» What to do
Write out the material exactly, leaving every picture behind.

» Source data

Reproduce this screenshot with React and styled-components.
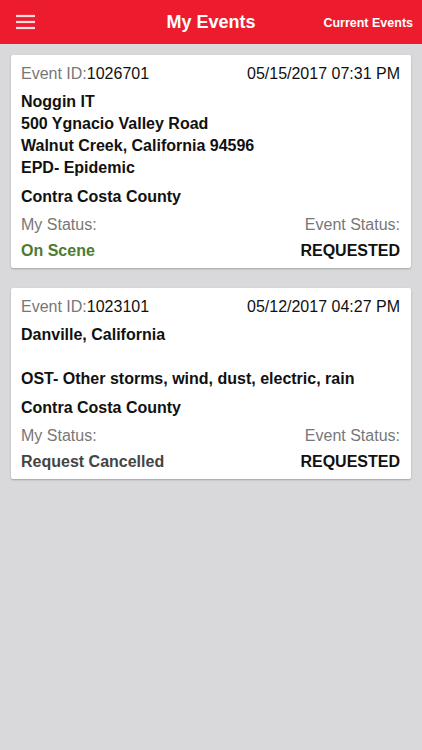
import React from 'react'
import styled, { createGlobalStyle } from 'styled-components'

const GlobalStyle = createGlobalStyle`
  html, body {
    margin: 0;
    padding: 0;
    background: #d9d9db;
  }
  body {
    font-family: "Liberation Sans", Arial, sans-serif;
    -webkit-font-smoothing: antialiased;
  }
`

const Screen = styled.div`
  width: 422px;
  min-height: 750px;
  background: #d9d9db;
  display: flex;
  flex-direction: column;
`

const Header = styled.div`
  height: 44px;
  background: #ec1c2e;
  display: grid;
  grid-template-columns: 1fr auto 1fr;
  align-items: center;
  color: #fff;
`

const MenuButton = styled.div`
  padding-left: 16px;
  display: flex;
  align-items: center;
`

const Title = styled.div`
  font-size: 18px;
  font-weight: bold;
  padding-top: 1px;
`

const HeaderLink = styled.div`
  justify-self: end;
  padding-right: 9px;
  padding-top: 1px;
  font-size: 12.5px;
  font-weight: bold;
`

const List = styled.div`
  display: flex;
  flex-direction: column;
  gap: 20px;
  padding: 11px 11px;
`

const Card = styled.div`
  background: #fff;
  border-radius: 2px;
  box-shadow: 0 1px 2px rgba(0, 0, 0, 0.25);
  padding: 8px 11px 6px 10px;
  display: flex;
  flex-direction: column;
  font-size: 16px;
  line-height: 22px;
  color: #111;
`

const Row = styled.div`
  display: flex;
  justify-content: space-between;
  align-items: baseline;
  margin-top: ${p => p.$gap || 0}px;
`

const Label = styled.span`
  color: #777;
`

const Value = styled.span`
  color: #111;
`

const Details = styled.div`
  margin-top: 6px;
  font-weight: bold;
  white-space: pre-line;
`

const County = styled.div`
  margin-top: 7px;
  font-weight: bold;
`

const Status = styled.span`
  font-weight: bold;
  color: ${p => p.$color || '#111'};
`

const Hamburger = () => (
  <svg width="20" height="16" viewBox="0 0 20 16">
    <g stroke="rgba(255,255,255,0.85)" strokeWidth="2.2">
      <line x1="0" y1="2" x2="19" y2="2" />
      <line x1="0" y1="8" x2="19" y2="8" />
      <line x1="0" y1="14" x2="19" y2="14" />
    </g>
  </svg>
)

const events = [
  {
    id: '1026701',
    date: '05/15/2017 07:31 PM',
    details: 'Noggin IT\n500 Ygnacio Valley Road\nWalnut Creek, California 94596\nEPD- Epidemic',
    county: 'Contra Costa County',
    myStatus: 'On Scene',
    myStatusColor: '#4d7b2f',
    eventStatus: 'REQUESTED',
  },
  {
    id: '1023101',
    date: '05/12/2017 04:27 PM',
    details: 'Danville, California\n\u00a0\nOST- Other storms, wind, dust, electric, rain',
    county: 'Contra Costa County',
    myStatus: 'Request Cancelled',
    myStatusColor: '#454545',
    eventStatus: 'REQUESTED',
  },
]

const EventCard = ({ event }) => (
  <Card>
    <Row>
      <span>
        <Label>Event ID:</Label>
        <Value>{event.id}</Value>
      </span>
      <Value>{event.date}</Value>
    </Row>
    <Details>{event.details}</Details>
    <County>{event.county}</County>
    <Row $gap={6}>
      <Label>My Status:</Label>
      <Label>Event Status:</Label>
    </Row>
    <Row $gap={4}>
      <Status $color={event.myStatusColor}>{event.myStatus}</Status>
      <Status>{event.eventStatus}</Status>
    </Row>
  </Card>
)

export default function App() {
  return (
    <Screen>
      <GlobalStyle />
      <Header>
        <MenuButton>
          <Hamburger />
        </MenuButton>
        <Title>My Events</Title>
        <HeaderLink>Current Events</HeaderLink>
      </Header>
      <List>
        {events.map(e => (
          <EventCard key={e.id} event={e} />
        ))}
      </List>
    </Screen>
  )
}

» Exercise response
Reproduce this screenshot with React and styled-components.
import React from 'react'
import styled, { createGlobalStyle } from 'styled-components'

const GlobalStyle = createGlobalStyle`
  html, body {
    margin: 0;
    padding: 0;
    background: #d9d9db;
  }
  body {
    font-family: "Liberation Sans", Arial, sans-serif;
    -webkit-font-smoothing: antialiased;
  }
`

const Screen = styled.div`
  width: 422px;
  min-height: 750px;
  background: #d9d9db;
  display: flex;
  flex-direction: column;
`

const Header = styled.div`
  height: 44px;
  background: #ec1c2e;
  display: grid;
  grid-template-columns: 1fr auto 1fr;
  align-items: center;
  color: #fff;
`

const MenuButton = styled.div`
  padding-left: 16px;
  display: flex;
  align-items: center;
`

const Title = styled.div`
  font-size: 18px;
  font-weight: bold;
  padding-top: 1px;
`

const HeaderLink = styled.div`
  justify-self: end;
  padding-right: 9px;
  padding-top: 1px;
  font-size: 12.5px;
  font-weight: bold;
`

const List = styled.div`
  display: flex;
  flex-direction: column;
  gap: 20px;
  padding: 11px 11px;
`

const Card = styled.div`
  background: #fff;
  border-radius: 2px;
  box-shadow: 0 1px 2px rgba(0, 0, 0, 0.25);
  padding: 8px 11px 6px 10px;
  display: flex;
  flex-direction: column;
  font-size: 16px;
  line-height: 22px;
  color: #111;
`

const Row = styled.div`
  display: flex;
  justify-content: space-between;
  align-items: baseline;
  margin-top: ${p => p.$gap || 0}px;
`

const Label = styled.span`
  color: #777;
`

const Value = styled.span`
  color: #111;
`

const Details = styled.div`
  margin-top: 6px;
  font-weight: bold;
  white-space: pre-line;
`

const County = styled.div`
  margin-top: 7px;
  font-weight: bold;
`

const Status = styled.span`
  font-weight: bold;
  color: ${p => p.$color || '#111'};
`

const Hamburger = () => (
  <svg width="20" height="16" viewBox="0 0 20 16">
    <g stroke="rgba(255,255,255,0.85)" strokeWidth="2.2">
      <line x1="0" y1="2" x2="19" y2="2" />
      <line x1="0" y1="8" x2="19" y2="8" />
      <line x1="0" y1="14" x2="19" y2="14" />
    </g>
  </svg>
)

const events = [
  {
    id: '1026701',
    date: '05/15/2017 07:31 PM',
    details: 'Noggin IT\n500 Ygnacio Valley Road\nWalnut Creek, California 94596\nEPD- Epidemic',
    county: 'Contra Costa County',
    myStatus: 'On Scene',
    myStatusColor: '#4d7b2f',
    eventStatus: 'REQUESTED',
  },
  {
    id: '1023101',
    date: '05/12/2017 04:27 PM',
    details: 'Danville, California\n\u00a0\nOST- Other storms, wind, dust, electric, rain',
    county: 'Contra Costa County',
    myStatus: 'Request Cancelled',
    myStatusColor: '#454545',
    eventStatus: 'REQUESTED',
  },
]

const EventCard = ({ event }) => (
  <Card>
    <Row>
      <span>
        <Label>Event ID:</Label>
        <Value>{event.id}</Value>
      </span>
      <Value>{event.date}</Value>
    </Row>
    <Details>{event.details}</Details>
    <County>{event.county}</County>
    <Row $gap={6}>
      <Label>My Status:</Label>
      <Label>Event Status:</Label>
    </Row>
    <Row $gap={4}>
      <Status $color={event.myStatusColor}>{event.myStatus}</Status>
      <Status>{event.eventStatus}</Status>
    </Row>
  </Card>
)

export default function App() {
  return (
    <Screen>
      <GlobalStyle />
      <Header>
        <MenuButton>
          <Hamburger />
        </MenuButton>
        <Title>My Events</Title>
        <HeaderLink>Current Events</HeaderLink>
      </Header>
      <List>
        {events.map(e => (
          <EventCard key={e.id} event={e} />
        ))}
      </List>
    </Screen>
  )
}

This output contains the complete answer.